Friday, May 12, 2006

A Simple Issue and A Complex Character

Let's start with the simple issue: AT&T, BellSouth and Verizon handed over reams of call data to the National Security Agency, which was operating without a warrant, even though laws are in place that would have, had the NSA thought the appropriate court would have actually granted them a warrant for such data, allowed the agency to ask for the warrant from a secret court with classified records.

Some commentators claim this is a legal gray area. It isn't. In order to believe that it's legal, you have to reference a 1979 Supreme Court ruling that said that toll records are not to be considered private because everybody knows that phone companies keep such records in order to bill their customers.

To buy that argument, though, you'd also have to believe that congress never passed another telecom law after 1979. But, congress has passed new laws since then and those laws clearly say that such information can't be surrendered, even to a government agency, without a warrant.

But, but, say the gray-area believers, the companies just gave the NSA a bunch of phone numbers, with no names attached, so no harm no foul! Which would mean you'd have to believe that the NSA can't, even if it wants to, match a phone number to a phone customer. Which means you have to believe that the NSA doesn't have access to Google. This morning, I typed my home phone number into google, with NO other information. Up popped my full name and current address. Try it yourself. I'd post a link to my own search here to prove my point but... then I may as well change the name of this blog to my full name, home phone number and home address.

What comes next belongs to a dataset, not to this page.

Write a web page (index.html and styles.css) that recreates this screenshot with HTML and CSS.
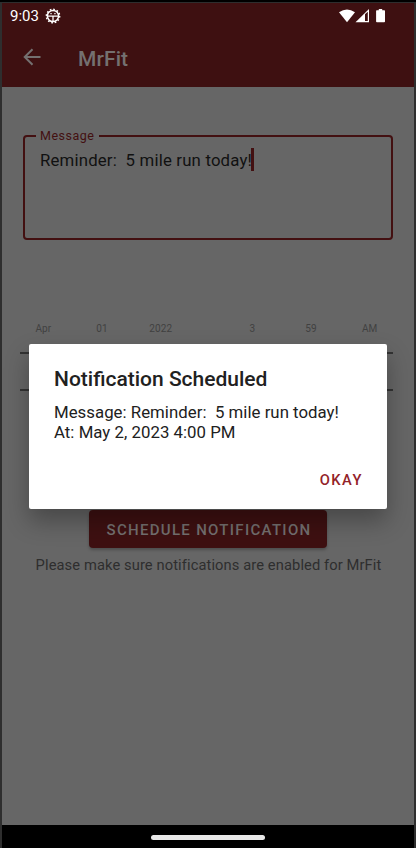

Those in the gray area also say that it's just records. Nobody's eavesdropping on calls without a warrant. But, at this point, shouldn't the government find some way to prove that assertion? Look, I don't really think that the NSA is listening to my phone calls. But let's look at the facts: The President said, a few months ago, that this program didn't have anything to do with domestic calls at all. That's now been proven to be a lie. The NSA, which could have asked for a warrant to get the information they wanted, didn't. So the recent record proves that both the President and the NSA will act without warrants whenever they think they can get away with it and will lie about it. Given that, why blindly believe that they haven't listened into call content without warrants?

This is simple: it was an unlawful act by both the telcos and by the government and the government has lied about it for months, divulging facts only when they become impossible to ignore.

Now for the complex character:

Former Qwest CEO Joe Nacchio has long been lumped in with other executive scamsters from the telecom stock bust. He stands accused of insider trading, among other misdeeds. Let's assume, just for the sake of argument, that he's guilty. He's also the guy who, when approached by the NSA, and when told that his company could lose out on lucrative classified government contracts if he didn't comply, stood his ground and decided to follow the telecom laws that congress past since the Supreme Court's 1979 decision.

Villain or hero? Hey, people are complicated.

They're far more complicated, and I say this with apologies to any budding constitutional lawyers out there, than even the most Byzantine laws that our government enacts and enforces.